Das „Sexnesse“ entpuppt sich dann doch einfach als ein „popeliger“ Provinz-Puff. Wovzeck tritt als gut Bebauter junger Mann auf, der aussieht, als hätte man ihn am Prenzlauer Berg hinter einem Kinderwagen hervorgezogen – nur um ihn dann vor Publikum wieder hinter einen solchen zu stellen. Klar, das ist einer wie du und ich—nur, wie gesagt, ein bisschen besser gebaut.

Wo sind wird hier? Germanistikseminar? Deutschstunde? Eichinger-Film? Nein. Immer noch in Oberhausen. Auch wenn die Schauspieler auf der Bühne in den nächsten anderthalb Stunden alles tun, um uns das vergessen zu lassen. Ja, man hat das Gefühl, der etwas banale Beginn sei nur ein Mittel gewesen, uns aus unserem Alltag zum Besuch in einem rauschhaften Irrsinn abzuholen. Henry Meyer, der den rücksichtslosen, Woyzeck als Versuchsobjekt missbrauchenden Doktorwieeine schmierige Mischung aus Harry Smith, Matti Pellonpää und Waits selbst spielt, Michael Witte, der seinen Hauptmann auf roten lackledernen Plateauschuhen in den Camp hinabzieht und die wundervoll verruchte Susanne Burkhard, die singt wie ein in eine Bar in Bahnhofsnähe gefallener Engel, führen uns immer tiefer in die Waitssche Halbwelt. Aus Büchners fragmentarischem Telegrammstil der Seele wird eine – wenn auch mitunter von der etwas braven Inszenierung gebremste – dionysische Nummernrevue. Und die Kapelle spielt dazu seltsam unschräg Songs, in denen Waits die Figuren Büchners in einem Ozean aus Sehnsucht und Verlangen baden lässt.

Das vermeintliche Zentrum des Stücks, das sich auf der Bühne vor der dunkelroten Welt des „Sexnesse“ abspielt, bleibt dabei recht farblos. Jürgen Sarkiss spielt den Woyzeck so Zärtlich-grübelnd, dass man ihm seine Wahnvorstellungen nicht abnimmt, Nora Buzalka gibt imjeansrock eine etwas leidenschaftslose Marie, was aber auch daran liegen kann, dass der Tambourmajor (Peter Waros), mit dem sie den Woyzeck betrügt, so unschneidig und bübchenhaft ist, wie Männer in Bundeswehruniform nun einmal sind.
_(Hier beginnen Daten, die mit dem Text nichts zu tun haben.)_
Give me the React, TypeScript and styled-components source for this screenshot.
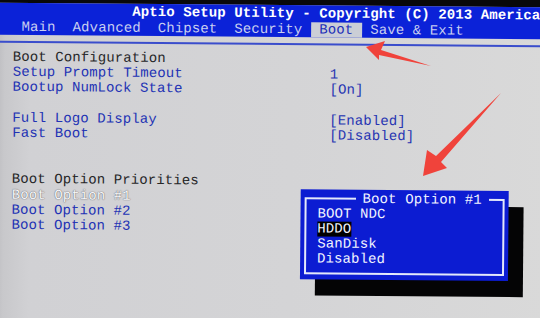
import styled, { createGlobalStyle } from "styled-components"

// Data //

type Row =
	| { label: string; value?: string; kind?: "heading" | "selected" | "item" }
	| null

const tabs = ["Main", "Advanced", "Chipset", "Security", "Boot", "Save & Exit"]

const rows: Row[] = [
	{ label: "Boot Configuration", kind: "heading" },
	{ label: "Setup Prompt Timeout", value: "1" },
	{ label: "Bootup NumLock State", value: "[On]" },
	null,
	{ label: "Full Logo Display", value: "[Enabled]" },
	{ label: "Fast Boot", value: "[Disabled]" },
	null,
	null,
	{ label: "Boot Option Priorities", kind: "heading" },
	{ label: "Boot Option #1", kind: "selected" },
	{ label: "Boot Option #2" },
	{ label: "Boot Option #3" }
]

const bootChoices = ["BOOT NDC", "HDDO", "SanDisk", "Disabled"]

// Components //

export default function App() {
	return (
		<>
			<GlobalStyle />
			<Page>
				<Screen>
					<Bezel />
					<Header>
						<TitleRow>Aptio Setup Utility - Copyright (C) 2013 America</TitleRow>
						<TabRow>
							{tabs.map((tab) => (
								<Tab key={tab} $active={tab === "Boot"}>
									{tab}
								</Tab>
							))}
						</TabRow>
					</Header>
					<Divider />
					<Content>
						{rows.map((row, i) =>
							row ? (
								<SettingRow key={i}>
									<Label $kind={row.kind ?? "item"}>{row.label}</Label>
									<Value>{row.value ?? ""}</Value>
								</SettingRow>
							) : (
								<BlankRow key={i} />
							)
						)}
					</Content>

					<Popup>
						<Frame>
							<FrameTitle>Boot Option #1</FrameTitle>
							<ChoiceList>
								{bootChoices.map((choice) => (
									<Choice key={choice}>
										<ChoiceText $focused={choice === "HDDO"}>{choice}</ChoiceText>
									</Choice>
								))}
							</ChoiceList>
						</Frame>
					</Popup>
				</Screen>

				<Arrows viewBox="0 0 540 318" width={540} height={318}>
					<polygon points="366,47 385,41 381,50 431,66 379,55 379,60" />
					<polygon points="423,176 427,150 436,156 501,93 441,162 447,168" />
				</Arrows>
			</Page>
		</>
	)
}

// Styled Components //

const GlobalStyle = createGlobalStyle`
	html, body {
		margin: 0;
		padding: 0;
		background: #d2d2d5;
		overflow: hidden;
	}
`

const Page = styled.div`
	position: relative;
	width: 540px;
	height: 318px;
	overflow: hidden;
	background: #d2d2d5;
	font-family: "Liberation Mono", "DejaVu Sans Mono", monospace;
	font-size: 14px;
	letter-spacing: 0.1px;
`

const Screen = styled.div`
	position: relative;
	width: 560px;
	height: 338px;
	margin: -10px 0 0 -10px;
	display: flex;
	flex-direction: column;
	transform: rotate(0.5deg);
	transform-origin: 280px 169px;
	background: linear-gradient(
		90deg,
		#b4b4b8 0px,
		#c8c8cb 14px,
		#d1d1d4 40px,
		#d4d4d6 300px,
		#d9d9d9 560px
	);
`

const Bezel = styled.div`
	height: 15px;
	background: #08080a;
`

const Header = styled.header`
	height: 32px;
	background: #0b22d8;
	display: flex;
	flex-direction: column;
	padding-left: 20px;
`

const TitleRow = styled.div`
	height: 16px;
	line-height: 16px;
	padding-left: 121px;
	color: #ffffff;
	font-weight: bold;
	white-space: pre;
`

const TabRow = styled.nav`
	display: flex;
	height: 16px;
	padding: 1px 0 0 2px;
	box-sizing: border-box;
	white-space: pre;
`

const Tab = styled.span<{ $active?: boolean }>`
	padding: 0 8.5px;
	line-height: 15px;
	height: 15px;
	color: ${({ $active }) => ($active ? "#1d2fb8" : "#c9cff0")};
	background: ${({ $active }) => ($active ? "#cbced6" : "transparent")};
`

const Divider = styled.div`
	height: 1.5px;
	margin-top: 6px;
	background: #3a4dcc;
`

const Content = styled.main`
	display: flex;
	flex-direction: column;
	padding: 7px 0 0 22px;
`

const SettingRow = styled.div`
	display: grid;
	grid-template-columns: 317px 1fr;
	height: 15.35px;
	line-height: 15.35px;
	white-space: pre;
`

const BlankRow = styled.div`
	height: 15.35px;
`

const Label = styled.span<{ $kind: "heading" | "selected" | "item" }>`
	color: ${({ $kind }) =>
		$kind === "heading" ? "#262628" : $kind === "selected" ? "#f6f6f8" : "#2232b4"};
	text-shadow: ${({ $kind }) =>
		$kind === "selected" ? "0 0 1px #6a6a70, 0 0 1px #6a6a70" : "none"};
`

const Value = styled.span`
	color: #2634b2;
`

const Popup = styled.section`
	position: absolute;
	left: 311px;
	top: 198.5px;
	width: 208px;
	box-sizing: border-box;
	padding: 2px 4px 5px;
	background: #0c1cd2;
	box-shadow: 15px 16px 0 0 #040405;
`

const Frame = styled.fieldset`
	margin: 0;
	padding: 0 0 6px 11px;
	border: 2px solid #e4e8fb;
	min-width: 0;
`

const FrameTitle = styled.legend`
	margin-left: 38px;
	padding: 0 7px;
	line-height: 15px;
	color: #f2f4ff;
	white-space: pre;
`

const ChoiceList = styled.ul`
	list-style: none;
	margin: 0;
	padding: 0;
`

const Choice = styled.li`
	height: 15px;
	line-height: 15px;
`

const ChoiceText = styled.span<{ $focused?: boolean }>`
	display: inline-block;
	color: #f2f4ff;
	background: ${({ $focused }) => ($focused ? "#000000" : "transparent")};
`

const Arrows = styled.svg`
	position: absolute;
	top: 0;
	left: 0;
	pointer-events: none;
	fill: #f0433b;
`
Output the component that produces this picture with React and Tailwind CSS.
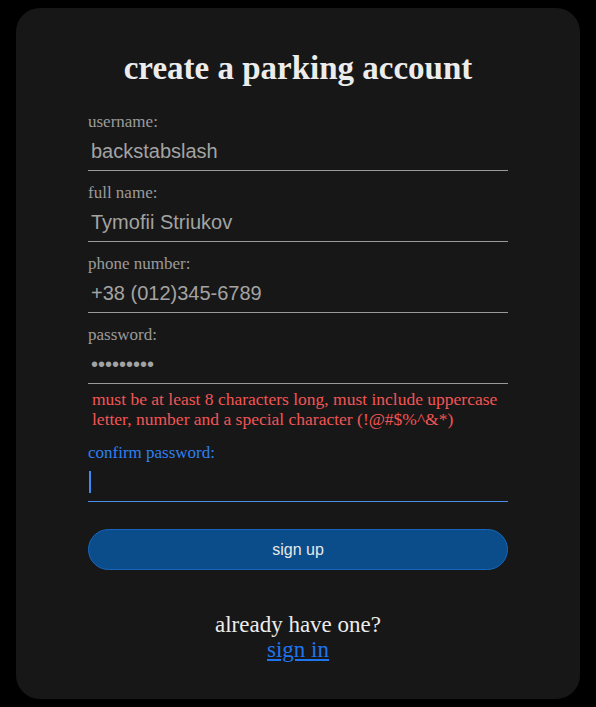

Erst als Woyzeck seiner Marie schließlich die Kehle durchtrennt hat und apathisch, sein Opfer in den Armen, auf dem Bühnenboden kauert, wird er ein Teil der Welt um ihn herum und lässt sich vom jämmerlichen Fluss des Lebens mitreißen. Bei diesem letzten Bild muss man an die Sätze denken, die Jean Genet über seinen „Querelle“ schrieb: „(Er) konnte sich nicht daran gewöhnen, dass er ein Ungeheuer war. Er betrachtete, er musterte seine Vergangenheit mit einem zugleich erschrockenen und zärtlich ironischen Lächeln, soweit diese Vergangenheit mit ihm selbst verschmolz.“

So schließt diese Inszenierung, die uns in eine vergnügliche, mit Waits-Songs beschallte Vorhölle irgendwo im Ruhrgebiet führte, doch noch mit einer dramatischen Note. Und als man aus dem Theater in die klare Nacht tritt, ist man nicht mehr sicher, ob man sich in Oberhausen oder Castrop-Rauxel befindet.